Peer Review Process and Publishing Pathways

⏱️ 55 minutes | Video + Seminar

Introduction: From Manuscript to Published Knowledge

Completing research and writing a manuscript is a significant accomplishment. Getting that manuscript published and cited by others is another challenge entirely. Understanding peer review processes, navigating rejection, responding to feedback constructively, and selecting among alternative publication pathways helps researchers move their work into the world effectively. This lesson provides practical guidance on the publication process and alternatives for sharing research beyond traditional academic journals.

How Academic Peer Review Works

Peer review is the process by which expert reviewers evaluate a manuscript before publication. Authors submit completed manuscripts to journals. An editor reviews the submission to determine if it fits the journal's scope and meets basic quality standards. If it passes initial screening, the editor invites expert reviewers—typically two to four peers working in the same field—to evaluate the manuscript independently.
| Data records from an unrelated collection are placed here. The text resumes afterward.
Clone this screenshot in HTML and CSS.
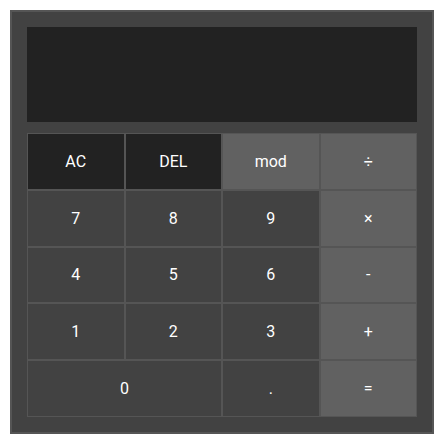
FILE: index.html
```html
<!DOCTYPE html>
<html>
<head>
<meta charset="utf-8">
<link rel="stylesheet" href="styles.css">
</head>
<body>
<div class="calc">
  <div class="display"></div>
  <div class="keys">
    <button class="key dark">AC</button>
    <button class="key dark">DEL</button>
    <button class="key op">mod</button>
    <button class="key op">÷</button>
    <button class="key">7</button>
    <button class="key">8</button>
    <button class="key">9</button>
    <button class="key op">×</button>
    <button class="key">4</button>
    <button class="key">5</button>
    <button class="key">6</button>
    <button class="key op">-</button>
    <button class="key">1</button>
    <button class="key">2</button>
    <button class="key">3</button>
    <button class="key op">+</button>
    <button class="key wide">0</button>
    <button class="key">.</button>
    <button class="key op">=</button>
  </div>
</div>
</body>
</html>
```
FILE: styles.css
```css
html, body {
  margin: 0;
  padding: 0;
  background: #ffffff;
}
body {
  padding: 10px;
}
.calc {
  width: 390px;
  padding: 15px;
  background: #424242;
  border: 2px solid #555555;
  display: flex;
  flex-direction: column;
  gap: 11px;
}
.display {
  height: 95px;
  background: #222222;
}
.keys {
  height: 284px;
  display: grid;
  grid-template-columns: repeat(4, 1fr);
  grid-template-rows: repeat(5, 1fr);
}
.key {
  margin: 0;
  padding: 0;
  border: 1px solid #555555;
  background: #424242;
  color: #ffffff;
  font-family: Roboto, "Liberation Sans", sans-serif;
  font-size: 16px;
  display: flex;
  align-items: center;
  justify-content: center;
}
.key.dark {
  background: #222222;
}
.key.op {
  background: #616161;
}
.key.wide {
  grid-column: span 2;
}
```
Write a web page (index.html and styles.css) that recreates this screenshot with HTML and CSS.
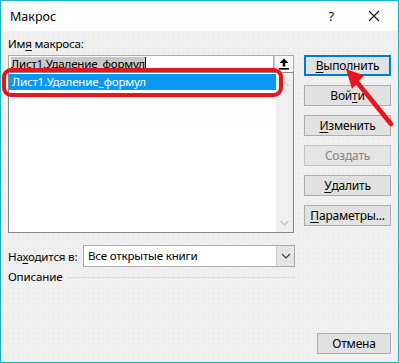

Reviewers assess: Is the research question important and novel? Are methods appropriate and well-executed? Are findings clearly presented? Are conclusions supported by evidence? Does it contribute meaningfully to the field? Each reviewer provides a detailed report. Based on reviewer feedback, the editor makes a decision: accept, request major revisions, request minor revisions, or reject.

Different Review Models

Peer review takes different forms. Single-blind review means authors don't know reviewers' identities, but reviewers know authors' identities. Double-blind review keeps both identities anonymous. Open peer review discloses reviewer identities. Each model has advocates and critics. Single-blind is traditional but can be subject to bias toward prestigious authors. Double-blind aims for objectivity but may not prevent identification. Open review prioritizes transparency but might make reviewers less willing to be critical.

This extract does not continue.